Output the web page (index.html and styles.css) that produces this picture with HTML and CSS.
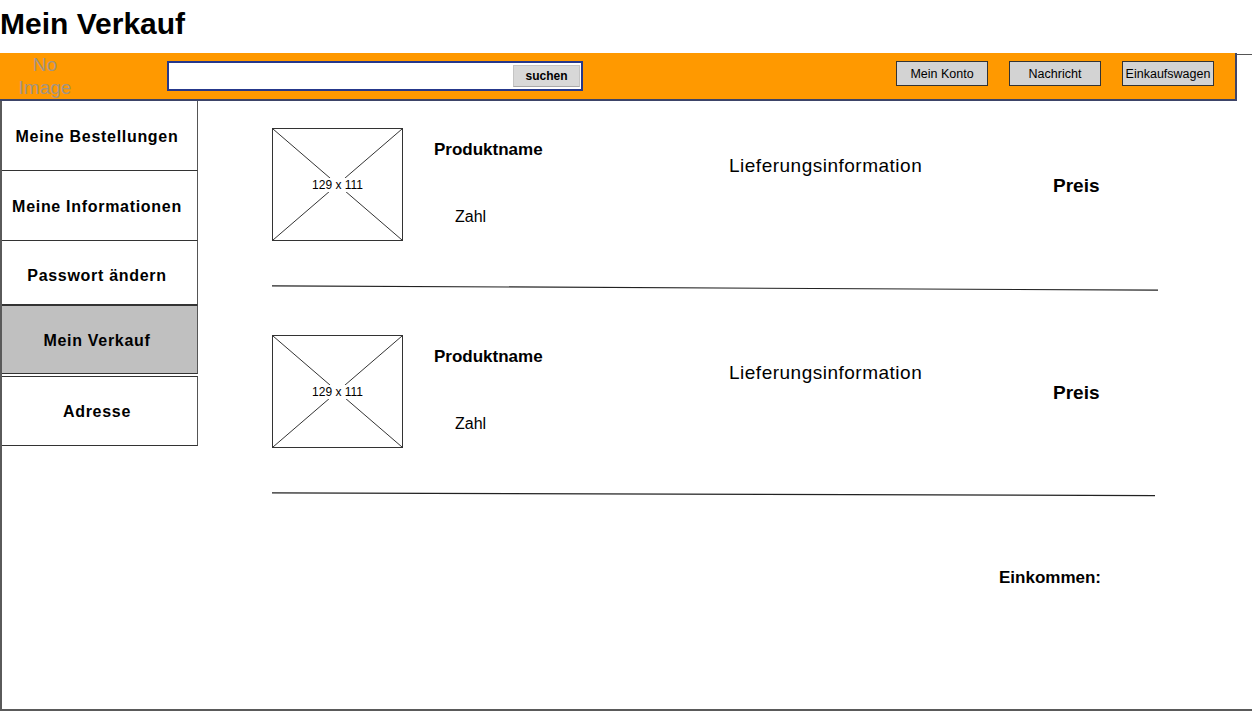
FILE: index.html
```html
<!DOCTYPE html>
<html lang="de">
<head>
<meta charset="utf-8">
<title>Mein Verkauf</title>
<link rel="stylesheet" href="styles.css">
</head>
<body>
<h1 class="title">Mein Verkauf</h1>
<div class="topbar">
  <div class="bar">
    <div class="logo">No<br>Image</div>
    <div class="search">
      <span class="search-btn">suchen</span>
    </div>
    <div class="nav">
      <span class="nav-btn">Mein Konto</span>
      <span class="nav-btn">Nachricht</span>
      <span class="nav-btn">Einkaufswagen</span>
    </div>
  </div>
  <div class="bar-tail"></div>
</div>
<div class="main">
  <div class="sidebar">
    <div class="side-item h70">Meine Bestellungen</div>
    <div class="side-item h70">Meine Informationen</div>
    <div class="side-item h64 low">Passwort ändern</div>
    <div class="side-item h69 active">Mein Verkauf</div>
    <div class="side-item h70 boxed">Adresse</div>
  </div>
  <div class="content">
    <div class="product">
      <div class="thumb">
        <svg class="thumb-x" width="129" height="111" viewBox="0 0 129 111"><line x1="0" y1="0" x2="129" y2="111"/><line x1="129" y1="0" x2="0" y2="111"/></svg>
        <span class="thumb-label">129 x 111</span>
      </div>
      <div class="name-col">
        <div class="pname">Produktname</div>
        <div class="qty">Zahl</div>
      </div>
      <div class="info-col">Lieferungsinformation</div>
      <div class="price-col">Preis</div>
    </div>
    <svg class="divider" width="886" height="6" viewBox="0 0 886 6"><line x1="0" y1="0.8" x2="886" y2="5.2"/></svg>
    <div class="product">
      <div class="thumb">
        <svg class="thumb-x" width="129" height="111" viewBox="0 0 129 111"><line x1="0" y1="0" x2="129" y2="111"/><line x1="129" y1="0" x2="0" y2="111"/></svg>
        <span class="thumb-label">129 x 111</span>
      </div>
      <div class="name-col">
        <div class="pname">Produktname</div>
        <div class="qty">Zahl</div>
      </div>
      <div class="info-col">Lieferungsinformation</div>
      <div class="price-col">Preis</div>
    </div>
    <svg class="divider" width="886" height="6" viewBox="0 0 886 6"><line x1="0" y1="0.8" x2="883" y2="3.6"/></svg>
    <div class="income">Einkommen:</div>
  </div>
</div>
</body>
</html>
```
FILE: styles.css
```css
html, body {
  margin: 0;
  padding: 0;
  background: #ffffff;
}
body {
  width: 1252px;
  font-family: "Liberation Sans", Arial, sans-serif;
  color: #000;
}
.title {
  margin: 0;
  height: 53px;
  box-sizing: border-box;
  padding-top: 4px;
  font-size: 30px;
  line-height: 40px;
  font-weight: bold;
}
.topbar {
  display: flex;
  height: 48px;
}
.bar {
  width: 1237px;
  height: 48px;
  box-sizing: border-box;
  background: #ff9900;
  border-bottom: 2px solid #3d4468;
  border-right: 2px solid #3d4468;
  display: flex;
  align-items: flex-start;
}
.bar-tail {
  flex: 1;
  border-top: 1px solid #555;
  margin-top: 1px;
}
.logo {
  width: 90px;
  height: 46px;
  text-align: center;
  font-size: 19px;
  line-height: 23px;
  box-sizing: border-box;
  color: #a39483;
}
.search {
  margin-left: 77px;
  margin-top: 8px;
  width: 416px;
  height: 30px;
  box-sizing: border-box;
  border: 2px solid #25388c;
  background: #fff;
  display: flex;
  justify-content: flex-end;
  align-items: center;
  padding-right: 1px;
}
.search-btn {
  width: 67px;
  height: 22px;
  box-sizing: border-box;
  background: #d8d8d8;
  border: 1px solid #c4c4c4;
  border-bottom-color: #a8a8a8;
  font-size: 12px;
  font-weight: bold;
  line-height: 20px;
  text-align: center;
}
.nav {
  margin-left: auto;
  margin-right: 21px;
  margin-top: 8px;
  display: flex;
  gap: 21px;
}
.nav-btn {
  width: 92px;
  height: 25px;
  box-sizing: border-box;
  background: #d3d3d3;
  border: 1px solid #333;
  font-size: 12.5px;
  line-height: 25px;
  text-align: center;
  letter-spacing: 0;
}
.main {
  display: flex;
  height: 610px;
  box-sizing: border-box;
  border-left: 2px solid #5a5a5a;
  border-bottom: 2px solid #5a5a5a;
}
.sidebar {
  width: 196px;
  display: flex;
  flex-direction: column;
}
.side-item {
  box-sizing: border-box;
  border-right: 1px solid #555;
  border-bottom: 1px solid #333;
  display: flex;
  align-items: center;
  justify-content: center;
  padding-right: 5px;
  padding-top: 2px;
  font-size: 16px;
  font-weight: bold;
  letter-spacing: 0.7px;
}
.h70 { height: 70px; }
.h64 { height: 64px; }
.h69 { height: 69px; }
.low { padding-top: 6px; }
.active {
  background: #c0c0c0;
  border-top: 1px solid #333;
}
.boxed {
  margin-top: 2px;
  border-top: 1px solid #333;
}
.content {
  flex: 1;
  padding-left: 74px;
  padding-top: 27px;
}
.product {
  display: flex;
  align-items: flex-start;
  height: 113px;
}
.thumb {
  position: relative;
  width: 131px;
  height: 113px;
  box-sizing: border-box;
  border: 1px solid #333;
  display: flex;
  align-items: center;
  justify-content: center;
}
.thumb-x {
  position: absolute;
  left: 0;
  top: 0;
}
.thumb-x line {
  stroke: #333;
  stroke-width: 1;
}
.thumb-label {
  position: relative;
  background: #fff;
  font-size: 12px;
  line-height: 14px;
  padding: 0 2px;
}
.name-col {
  margin-left: 31px;
  width: 295px;
  padding-top: 12px;
}
.pname {
  font-size: 17px;
  font-weight: bold;
  line-height: 20px;
}
.qty {
  margin-top: 47px;
  margin-left: 21px;
  font-size: 16px;
  line-height: 20px;
}
.info-col {
  width: 324px;
  padding-top: 27px;
  font-size: 19px;
  line-height: 22px;
  letter-spacing: 0.5px;
}
.price-col {
  padding-top: 47px;
  font-size: 19px;
  font-weight: bold;
  line-height: 22px;
}
.divider {
  display: block;
  margin-top: 44px;
  margin-bottom: 44px;
}
.divider line {
  stroke: #222;
  stroke-width: 1.2;
}
.income {
  margin-top: 70px;
  margin-left: 727px;
  font-size: 17px;
  font-weight: bold;
  line-height: 20px;
}
```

Exercise aim →
Without including any pictures, print all of the material exactly as given.

Output for this task →
Output the web page (index.html and styles.css) that produces this picture with HTML and CSS.
FILE: index.html
```html
<!DOCTYPE html>
<html lang="de">
<head>
<meta charset="utf-8">
<title>Mein Verkauf</title>
<link rel="stylesheet" href="styles.css">
</head>
<body>
<h1 class="title">Mein Verkauf</h1>
<div class="topbar">
  <div class="bar">
    <div class="logo">No<br>Image</div>
    <div class="search">
      <span class="search-btn">suchen</span>
    </div>
    <div class="nav">
      <span class="nav-btn">Mein Konto</span>
      <span class="nav-btn">Nachricht</span>
      <span class="nav-btn">Einkaufswagen</span>
    </div>
  </div>
  <div class="bar-tail"></div>
</div>
<div class="main">
  <div class="sidebar">
    <div class="side-item h70">Meine Bestellungen</div>
    <div class="side-item h70">Meine Informationen</div>
    <div class="side-item h64 low">Passwort ändern</div>
    <div class="side-item h69 active">Mein Verkauf</div>
    <div class="side-item h70 boxed">Adresse</div>
  </div>
  <div class="content">
    <div class="product">
      <div class="thumb">
        <svg class="thumb-x" width="129" height="111" viewBox="0 0 129 111"><line x1="0" y1="0" x2="129" y2="111"/><line x1="129" y1="0" x2="0" y2="111"/></svg>
        <span class="thumb-label">129 x 111</span>
      </div>
      <div class="name-col">
        <div class="pname">Produktname</div>
        <div class="qty">Zahl</div>
      </div>
      <div class="info-col">Lieferungsinformation</div>
      <div class="price-col">Preis</div>
    </div>
    <svg class="divider" width="886" height="6" viewBox="0 0 886 6"><line x1="0" y1="0.8" x2="886" y2="5.2"/></svg>
    <div class="product">
      <div class="thumb">
        <svg class="thumb-x" width="129" height="111" viewBox="0 0 129 111"><line x1="0" y1="0" x2="129" y2="111"/><line x1="129" y1="0" x2="0" y2="111"/></svg>
        <span class="thumb-label">129 x 111</span>
      </div>
      <div class="name-col">
        <div class="pname">Produktname</div>
        <div class="qty">Zahl</div>
      </div>
      <div class="info-col">Lieferungsinformation</div>
      <div class="price-col">Preis</div>
    </div>
    <svg class="divider" width="886" height="6" viewBox="0 0 886 6"><line x1="0" y1="0.8" x2="883" y2="3.6"/></svg>
    <div class="income">Einkommen:</div>
  </div>
</div>
</body>
</html>
```
FILE: styles.css
```css
html, body {
  margin: 0;
  padding: 0;
  background: #ffffff;
}
body {
  width: 1252px;
  font-family: "Liberation Sans", Arial, sans-serif;
  color: #000;
}
.title {
  margin: 0;
  height: 53px;
  box-sizing: border-box;
  padding-top: 4px;
  font-size: 30px;
  line-height: 40px;
  font-weight: bold;
}
.topbar {
  display: flex;
  height: 48px;
}
.bar {
  width: 1237px;
  height: 48px;
  box-sizing: border-box;
  background: #ff9900;
  border-bottom: 2px solid #3d4468;
  border-right: 2px solid #3d4468;
  display: flex;
  align-items: flex-start;
}
.bar-tail {
  flex: 1;
  border-top: 1px solid #555;
  margin-top: 1px;
}
.logo {
  width: 90px;
  height: 46px;
  text-align: center;
  font-size: 19px;
  line-height: 23px;
  box-sizing: border-box;
  color: #a39483;
}
.search {
  margin-left: 77px;
  margin-top: 8px;
  width: 416px;
  height: 30px;
  box-sizing: border-box;
  border: 2px solid #25388c;
  background: #fff;
  display: flex;
  justify-content: flex-end;
  align-items: center;
  padding-right: 1px;
}
.search-btn {
  width: 67px;
  height: 22px;
  box-sizing: border-box;
  background: #d8d8d8;
  border: 1px solid #c4c4c4;
  border-bottom-color: #a8a8a8;
  font-size: 12px;
  font-weight: bold;
  line-height: 20px;
  text-align: center;
}
.nav {
  margin-left: auto;
  margin-right: 21px;
  margin-top: 8px;
  display: flex;
  gap: 21px;
}
.nav-btn {
  width: 92px;
  height: 25px;
  box-sizing: border-box;
  background: #d3d3d3;
  border: 1px solid #333;
  font-size: 12.5px;
  line-height: 25px;
  text-align: center;
  letter-spacing: 0;
}
.main {
  display: flex;
  height: 610px;
  box-sizing: border-box;
  border-left: 2px solid #5a5a5a;
  border-bottom: 2px solid #5a5a5a;
}
.sidebar {
  width: 196px;
  display: flex;
  flex-direction: column;
}
.side-item {
  box-sizing: border-box;
  border-right: 1px solid #555;
  border-bottom: 1px solid #333;
  display: flex;
  align-items: center;
  justify-content: center;
  padding-right: 5px;
  padding-top: 2px;
  font-size: 16px;
  font-weight: bold;
  letter-spacing: 0.7px;
}
.h70 { height: 70px; }
.h64 { height: 64px; }
.h69 { height: 69px; }
.low { padding-top: 6px; }
.active {
  background: #c0c0c0;
  border-top: 1px solid #333;
}
.boxed {
  margin-top: 2px;
  border-top: 1px solid #333;
}
.content {
  flex: 1;
  padding-left: 74px;
  padding-top: 27px;
}
.product {
  display: flex;
  align-items: flex-start;
  height: 113px;
}
.thumb {
  position: relative;
  width: 131px;
  height: 113px;
  box-sizing: border-box;
  border: 1px solid #333;
  display: flex;
  align-items: center;
  justify-content: center;
}
.thumb-x {
  position: absolute;
  left: 0;
  top: 0;
}
.thumb-x line {
  stroke: #333;
  stroke-width: 1;
}
.thumb-label {
  position: relative;
  background: #fff;
  font-size: 12px;
  line-height: 14px;
  padding: 0 2px;
}
.name-col {
  margin-left: 31px;
  width: 295px;
  padding-top: 12px;
}
.pname {
  font-size: 17px;
  font-weight: bold;
  line-height: 20px;
}
.qty {
  margin-top: 47px;
  margin-left: 21px;
  font-size: 16px;
  line-height: 20px;
}
.info-col {
  width: 324px;
  padding-top: 27px;
  font-size: 19px;
  line-height: 22px;
  letter-spacing: 0.5px;
}
.price-col {
  padding-top: 47px;
  font-size: 19px;
  font-weight: bold;
  line-height: 22px;
}
.divider {
  display: block;
  margin-top: 44px;
  margin-bottom: 44px;
}
.divider line {
  stroke: #222;
  stroke-width: 1.2;
}
.income {
  margin-top: 70px;
  margin-left: 727px;
  font-size: 17px;
  font-weight: bold;
  line-height: 20px;
}
```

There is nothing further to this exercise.